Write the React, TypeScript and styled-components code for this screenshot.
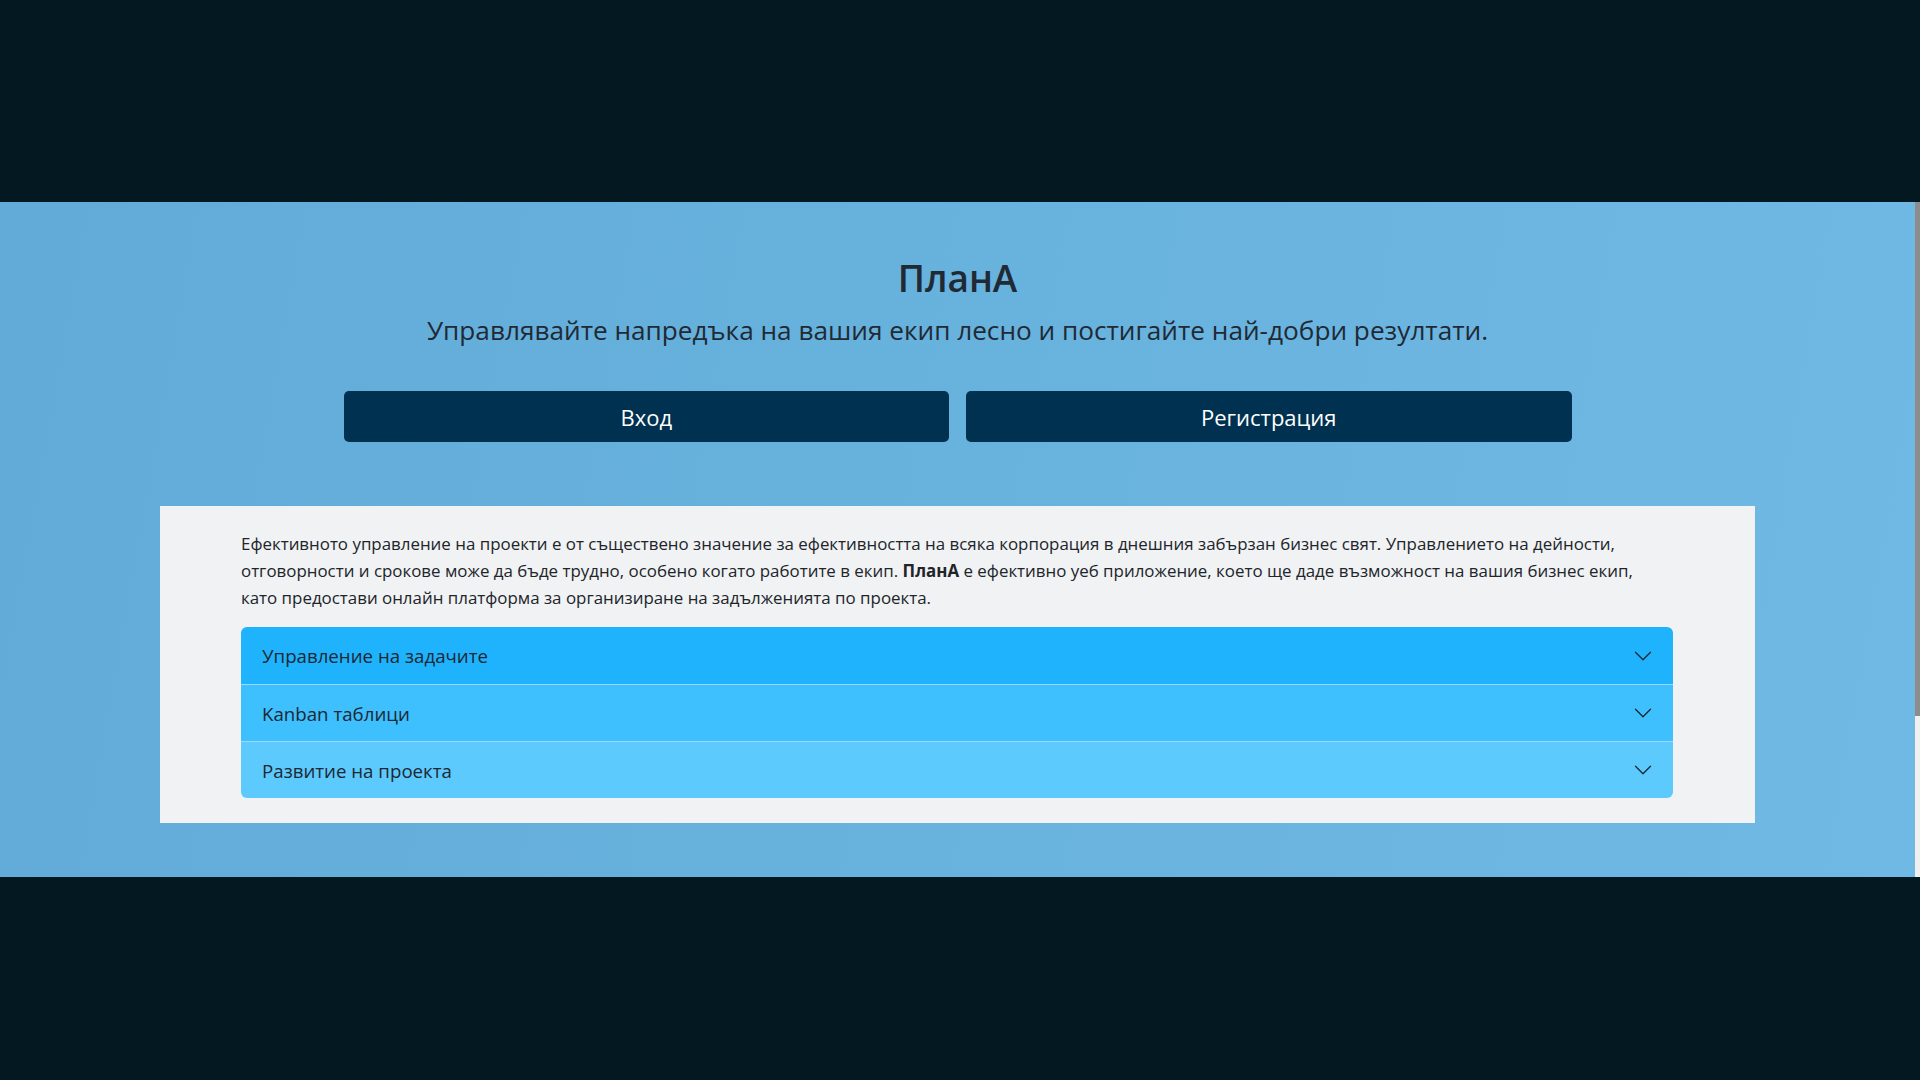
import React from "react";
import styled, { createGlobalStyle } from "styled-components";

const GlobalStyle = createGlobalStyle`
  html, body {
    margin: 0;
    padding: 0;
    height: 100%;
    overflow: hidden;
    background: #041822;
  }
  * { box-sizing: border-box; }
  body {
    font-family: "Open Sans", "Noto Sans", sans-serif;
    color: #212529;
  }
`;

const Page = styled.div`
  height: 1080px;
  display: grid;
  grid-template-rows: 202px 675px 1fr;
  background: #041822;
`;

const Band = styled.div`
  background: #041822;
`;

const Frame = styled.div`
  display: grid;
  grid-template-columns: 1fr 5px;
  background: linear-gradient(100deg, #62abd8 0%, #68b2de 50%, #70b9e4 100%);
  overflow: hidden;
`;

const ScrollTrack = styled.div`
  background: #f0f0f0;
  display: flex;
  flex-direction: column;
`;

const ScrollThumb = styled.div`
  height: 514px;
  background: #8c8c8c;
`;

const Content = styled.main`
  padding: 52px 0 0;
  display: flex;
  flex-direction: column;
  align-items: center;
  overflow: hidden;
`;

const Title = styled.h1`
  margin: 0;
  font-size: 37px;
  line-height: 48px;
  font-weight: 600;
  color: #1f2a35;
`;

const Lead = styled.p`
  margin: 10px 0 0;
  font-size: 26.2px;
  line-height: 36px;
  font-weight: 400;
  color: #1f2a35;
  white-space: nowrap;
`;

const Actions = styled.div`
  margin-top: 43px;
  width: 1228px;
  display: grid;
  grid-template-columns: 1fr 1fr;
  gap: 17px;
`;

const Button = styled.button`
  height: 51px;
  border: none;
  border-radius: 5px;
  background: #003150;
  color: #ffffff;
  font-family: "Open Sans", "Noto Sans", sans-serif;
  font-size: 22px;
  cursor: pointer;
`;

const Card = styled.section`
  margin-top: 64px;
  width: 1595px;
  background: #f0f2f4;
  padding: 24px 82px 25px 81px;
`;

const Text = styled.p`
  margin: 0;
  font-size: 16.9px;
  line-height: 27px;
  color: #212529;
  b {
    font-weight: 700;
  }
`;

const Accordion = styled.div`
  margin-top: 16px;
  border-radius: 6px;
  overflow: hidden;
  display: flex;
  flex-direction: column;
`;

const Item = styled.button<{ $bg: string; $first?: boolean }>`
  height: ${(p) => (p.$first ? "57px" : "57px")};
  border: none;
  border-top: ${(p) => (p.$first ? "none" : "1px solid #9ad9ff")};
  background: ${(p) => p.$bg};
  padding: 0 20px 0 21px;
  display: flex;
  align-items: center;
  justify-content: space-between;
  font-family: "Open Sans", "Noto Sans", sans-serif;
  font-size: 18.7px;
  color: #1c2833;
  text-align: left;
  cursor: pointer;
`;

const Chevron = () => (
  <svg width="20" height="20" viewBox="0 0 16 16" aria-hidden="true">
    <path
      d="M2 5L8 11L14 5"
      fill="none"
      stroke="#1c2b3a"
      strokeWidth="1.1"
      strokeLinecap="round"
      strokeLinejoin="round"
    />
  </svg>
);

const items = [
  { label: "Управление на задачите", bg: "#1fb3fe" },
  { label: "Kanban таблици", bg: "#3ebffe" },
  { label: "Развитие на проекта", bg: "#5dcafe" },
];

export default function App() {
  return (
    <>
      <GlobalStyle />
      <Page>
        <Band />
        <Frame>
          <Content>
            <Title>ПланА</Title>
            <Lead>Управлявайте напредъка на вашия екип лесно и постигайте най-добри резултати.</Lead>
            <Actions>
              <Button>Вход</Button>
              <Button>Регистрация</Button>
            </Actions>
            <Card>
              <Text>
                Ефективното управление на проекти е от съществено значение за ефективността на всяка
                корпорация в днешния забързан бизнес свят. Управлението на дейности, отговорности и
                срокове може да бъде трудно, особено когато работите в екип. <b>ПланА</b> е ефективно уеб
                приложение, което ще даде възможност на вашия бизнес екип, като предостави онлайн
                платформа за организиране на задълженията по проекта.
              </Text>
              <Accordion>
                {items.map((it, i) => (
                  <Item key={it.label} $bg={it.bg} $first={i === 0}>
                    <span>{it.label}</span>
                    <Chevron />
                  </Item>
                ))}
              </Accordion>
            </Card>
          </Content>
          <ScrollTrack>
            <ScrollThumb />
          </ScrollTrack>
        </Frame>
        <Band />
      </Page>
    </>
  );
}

++++++++++++++++++++

### Task details
Reproduce each line exactly as it appears, omitting the pictures.

### Answer to the problem
Write the React, TypeScript and styled-components code for this screenshot.
import React from "react";
import styled, { createGlobalStyle } from "styled-components";

const GlobalStyle = createGlobalStyle`
  html, body {
    margin: 0;
    padding: 0;
    height: 100%;
    overflow: hidden;
    background: #041822;
  }
  * { box-sizing: border-box; }
  body {
    font-family: "Open Sans", "Noto Sans", sans-serif;
    color: #212529;
  }
`;

const Page = styled.div`
  height: 1080px;
  display: grid;
  grid-template-rows: 202px 675px 1fr;
  background: #041822;
`;

const Band = styled.div`
  background: #041822;
`;

const Frame = styled.div`
  display: grid;
  grid-template-columns: 1fr 5px;
  background: linear-gradient(100deg, #62abd8 0%, #68b2de 50%, #70b9e4 100%);
  overflow: hidden;
`;

const ScrollTrack = styled.div`
  background: #f0f0f0;
  display: flex;
  flex-direction: column;
`;

const ScrollThumb = styled.div`
  height: 514px;
  background: #8c8c8c;
`;

const Content = styled.main`
  padding: 52px 0 0;
  display: flex;
  flex-direction: column;
  align-items: center;
  overflow: hidden;
`;

const Title = styled.h1`
  margin: 0;
  font-size: 37px;
  line-height: 48px;
  font-weight: 600;
  color: #1f2a35;
`;

const Lead = styled.p`
  margin: 10px 0 0;
  font-size: 26.2px;
  line-height: 36px;
  font-weight: 400;
  color: #1f2a35;
  white-space: nowrap;
`;

const Actions = styled.div`
  margin-top: 43px;
  width: 1228px;
  display: grid;
  grid-template-columns: 1fr 1fr;
  gap: 17px;
`;

const Button = styled.button`
  height: 51px;
  border: none;
  border-radius: 5px;
  background: #003150;
  color: #ffffff;
  font-family: "Open Sans", "Noto Sans", sans-serif;
  font-size: 22px;
  cursor: pointer;
`;

const Card = styled.section`
  margin-top: 64px;
  width: 1595px;
  background: #f0f2f4;
  padding: 24px 82px 25px 81px;
`;

const Text = styled.p`
  margin: 0;
  font-size: 16.9px;
  line-height: 27px;
  color: #212529;
  b {
    font-weight: 700;
  }
`;

const Accordion = styled.div`
  margin-top: 16px;
  border-radius: 6px;
  overflow: hidden;
  display: flex;
  flex-direction: column;
`;

const Item = styled.button<{ $bg: string; $first?: boolean }>`
  height: ${(p) => (p.$first ? "57px" : "57px")};
  border: none;
  border-top: ${(p) => (p.$first ? "none" : "1px solid #9ad9ff")};
  background: ${(p) => p.$bg};
  padding: 0 20px 0 21px;
  display: flex;
  align-items: center;
  justify-content: space-between;
  font-family: "Open Sans", "Noto Sans", sans-serif;
  font-size: 18.7px;
  color: #1c2833;
  text-align: left;
  cursor: pointer;
`;

const Chevron = () => (
  <svg width="20" height="20" viewBox="0 0 16 16" aria-hidden="true">
    <path
      d="M2 5L8 11L14 5"
      fill="none"
      stroke="#1c2b3a"
      strokeWidth="1.1"
      strokeLinecap="round"
      strokeLinejoin="round"
    />
  </svg>
);

const items = [
  { label: "Управление на задачите", bg: "#1fb3fe" },
  { label: "Kanban таблици", bg: "#3ebffe" },
  { label: "Развитие на проекта", bg: "#5dcafe" },
];

export default function App() {
  return (
    <>
      <GlobalStyle />
      <Page>
        <Band />
        <Frame>
          <Content>
            <Title>ПланА</Title>
            <Lead>Управлявайте напредъка на вашия екип лесно и постигайте най-добри резултати.</Lead>
            <Actions>
              <Button>Вход</Button>
              <Button>Регистрация</Button>
            </Actions>
            <Card>
              <Text>
                Ефективното управление на проекти е от съществено значение за ефективността на всяка
                корпорация в днешния забързан бизнес свят. Управлението на дейности, отговорности и
                срокове може да бъде трудно, особено когато работите в екип. <b>ПланА</b> е ефективно уеб
                приложение, което ще даде възможност на вашия бизнес екип, като предостави онлайн
                платформа за организиране на задълженията по проекта.
              </Text>
              <Accordion>
                {items.map((it, i) => (
                  <Item key={it.label} $bg={it.bg} $first={i === 0}>
                    <span>{it.label}</span>
                    <Chevron />
                  </Item>
                ))}
              </Accordion>
            </Card>
          </Content>
          <ScrollTrack>
            <ScrollThumb />
          </ScrollTrack>
        </Frame>
        <Band />
      </Page>
    </>
  );
}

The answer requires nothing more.